■ SHORT PROBLEM: In the entries that follow, find the word "this" and report each line it is on.

-- START OF PROVIDED ENTRIES --

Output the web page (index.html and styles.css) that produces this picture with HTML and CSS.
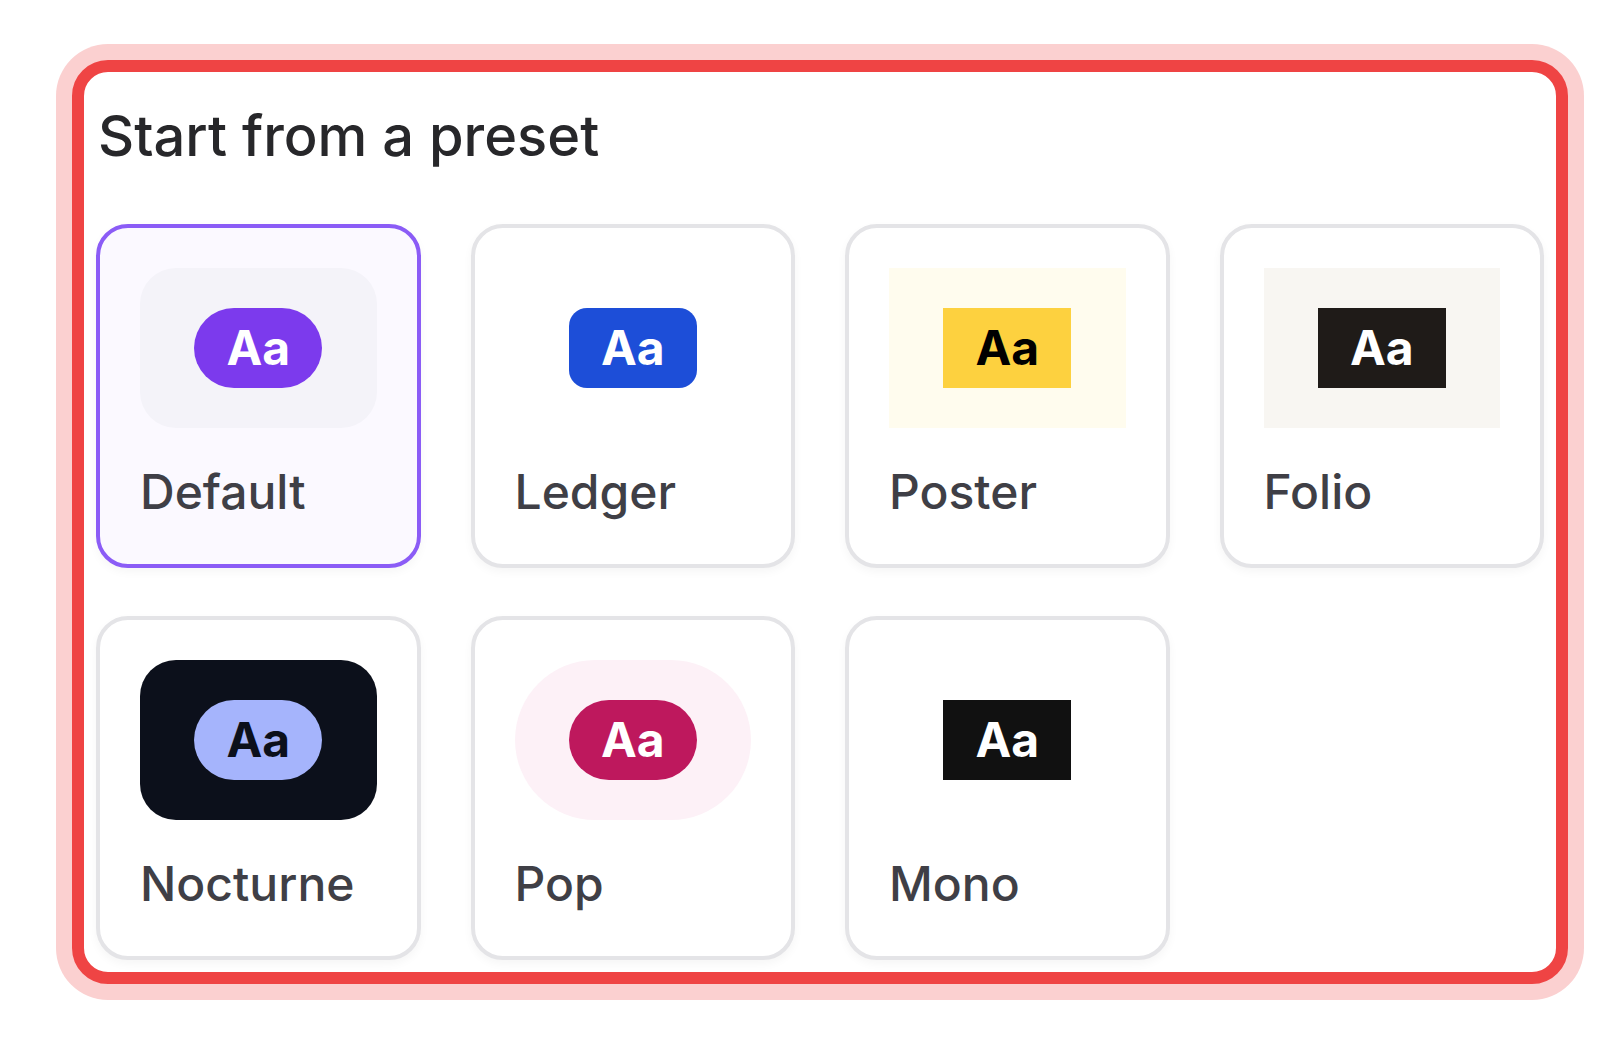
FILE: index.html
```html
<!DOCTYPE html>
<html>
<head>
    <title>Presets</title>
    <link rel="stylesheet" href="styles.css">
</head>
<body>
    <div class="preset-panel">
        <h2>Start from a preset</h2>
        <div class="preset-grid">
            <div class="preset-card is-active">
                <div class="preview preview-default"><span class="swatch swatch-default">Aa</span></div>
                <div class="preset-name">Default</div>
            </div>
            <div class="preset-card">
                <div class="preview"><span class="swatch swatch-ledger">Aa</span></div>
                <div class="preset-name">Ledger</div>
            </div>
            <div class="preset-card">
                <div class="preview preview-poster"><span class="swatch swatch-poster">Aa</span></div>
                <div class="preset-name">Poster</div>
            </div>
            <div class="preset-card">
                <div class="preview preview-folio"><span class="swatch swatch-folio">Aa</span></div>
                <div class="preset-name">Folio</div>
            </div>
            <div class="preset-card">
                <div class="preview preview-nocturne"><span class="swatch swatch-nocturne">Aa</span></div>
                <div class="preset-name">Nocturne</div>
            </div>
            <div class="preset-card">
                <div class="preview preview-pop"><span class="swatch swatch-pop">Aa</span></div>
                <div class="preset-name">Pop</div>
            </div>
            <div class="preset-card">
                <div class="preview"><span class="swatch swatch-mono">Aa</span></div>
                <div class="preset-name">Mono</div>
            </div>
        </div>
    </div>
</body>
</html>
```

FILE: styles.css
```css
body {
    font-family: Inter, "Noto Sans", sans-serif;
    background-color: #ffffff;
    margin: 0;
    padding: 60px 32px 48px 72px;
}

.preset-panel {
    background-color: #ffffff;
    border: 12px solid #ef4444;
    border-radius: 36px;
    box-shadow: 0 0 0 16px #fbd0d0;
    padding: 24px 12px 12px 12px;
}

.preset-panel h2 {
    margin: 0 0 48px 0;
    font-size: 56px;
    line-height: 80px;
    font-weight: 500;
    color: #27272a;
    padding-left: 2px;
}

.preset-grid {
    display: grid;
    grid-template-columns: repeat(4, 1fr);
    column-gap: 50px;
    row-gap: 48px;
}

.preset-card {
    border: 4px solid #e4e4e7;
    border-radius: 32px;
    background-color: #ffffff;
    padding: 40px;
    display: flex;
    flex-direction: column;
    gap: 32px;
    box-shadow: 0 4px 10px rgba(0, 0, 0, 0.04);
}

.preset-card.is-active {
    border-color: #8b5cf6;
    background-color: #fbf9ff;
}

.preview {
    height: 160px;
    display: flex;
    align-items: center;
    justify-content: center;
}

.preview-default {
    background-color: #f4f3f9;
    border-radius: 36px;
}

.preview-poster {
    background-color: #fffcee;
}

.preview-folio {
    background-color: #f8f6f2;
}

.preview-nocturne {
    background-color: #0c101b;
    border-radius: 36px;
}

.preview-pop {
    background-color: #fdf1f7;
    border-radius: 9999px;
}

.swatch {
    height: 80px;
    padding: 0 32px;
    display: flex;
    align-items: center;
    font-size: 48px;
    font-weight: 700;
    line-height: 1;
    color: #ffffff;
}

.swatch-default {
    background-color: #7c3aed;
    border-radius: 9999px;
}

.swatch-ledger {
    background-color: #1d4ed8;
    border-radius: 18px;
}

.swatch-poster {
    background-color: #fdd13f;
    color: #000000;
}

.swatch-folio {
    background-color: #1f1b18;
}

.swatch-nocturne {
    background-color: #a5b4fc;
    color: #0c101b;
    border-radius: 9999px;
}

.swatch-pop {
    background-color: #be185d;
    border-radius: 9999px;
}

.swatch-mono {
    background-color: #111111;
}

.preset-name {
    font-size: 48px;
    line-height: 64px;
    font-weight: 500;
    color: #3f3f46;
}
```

-- END OF PROVIDED ENTRIES --
-- START OF PROVIDED ENTRIES --

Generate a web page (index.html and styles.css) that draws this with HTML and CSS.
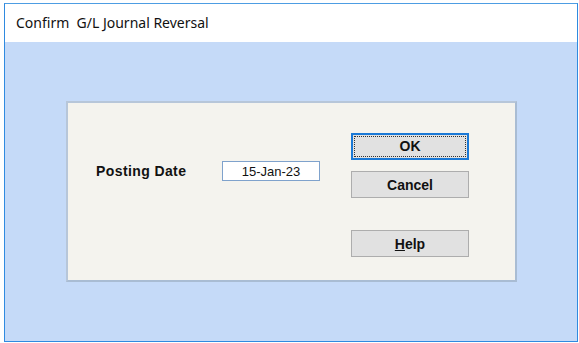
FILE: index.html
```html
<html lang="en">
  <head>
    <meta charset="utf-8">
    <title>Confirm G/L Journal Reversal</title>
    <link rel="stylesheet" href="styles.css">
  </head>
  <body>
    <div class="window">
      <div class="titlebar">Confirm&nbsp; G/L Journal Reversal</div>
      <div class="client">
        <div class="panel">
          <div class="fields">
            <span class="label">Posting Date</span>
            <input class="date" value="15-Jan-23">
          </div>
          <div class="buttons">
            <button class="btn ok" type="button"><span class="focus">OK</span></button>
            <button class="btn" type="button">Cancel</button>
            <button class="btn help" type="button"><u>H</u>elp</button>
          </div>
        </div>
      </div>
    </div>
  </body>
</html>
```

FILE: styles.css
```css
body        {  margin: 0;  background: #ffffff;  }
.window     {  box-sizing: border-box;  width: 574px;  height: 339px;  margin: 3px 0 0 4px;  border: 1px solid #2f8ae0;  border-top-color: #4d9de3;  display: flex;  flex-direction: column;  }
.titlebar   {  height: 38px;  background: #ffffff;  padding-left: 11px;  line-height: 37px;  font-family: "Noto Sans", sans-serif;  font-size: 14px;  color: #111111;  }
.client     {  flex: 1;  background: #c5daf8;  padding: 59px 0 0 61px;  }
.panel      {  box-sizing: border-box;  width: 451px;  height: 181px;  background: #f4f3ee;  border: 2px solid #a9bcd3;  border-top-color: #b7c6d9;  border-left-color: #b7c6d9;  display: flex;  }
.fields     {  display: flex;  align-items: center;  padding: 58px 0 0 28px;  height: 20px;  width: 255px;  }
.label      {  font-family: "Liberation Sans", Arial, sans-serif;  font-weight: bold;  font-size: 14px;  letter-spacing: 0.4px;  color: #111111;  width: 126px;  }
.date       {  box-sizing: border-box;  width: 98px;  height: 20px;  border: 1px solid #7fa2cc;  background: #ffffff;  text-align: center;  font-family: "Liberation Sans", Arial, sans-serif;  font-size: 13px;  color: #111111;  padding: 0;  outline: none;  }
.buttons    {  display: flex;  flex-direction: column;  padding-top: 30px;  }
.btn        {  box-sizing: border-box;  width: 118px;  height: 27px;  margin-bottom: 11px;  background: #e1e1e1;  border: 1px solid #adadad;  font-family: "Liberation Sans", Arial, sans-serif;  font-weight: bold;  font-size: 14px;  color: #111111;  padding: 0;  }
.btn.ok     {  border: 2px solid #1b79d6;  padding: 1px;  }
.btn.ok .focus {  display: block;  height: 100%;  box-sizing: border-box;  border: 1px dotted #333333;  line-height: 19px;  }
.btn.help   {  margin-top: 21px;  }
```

-- END OF PROVIDED ENTRIES --

■ OUTPUT OF THE EXERCISE:
Output the web page (index.html and styles.css) that produces this picture with HTML and CSS.
Generate a web page (index.html and styles.css) that draws this with HTML and CSS.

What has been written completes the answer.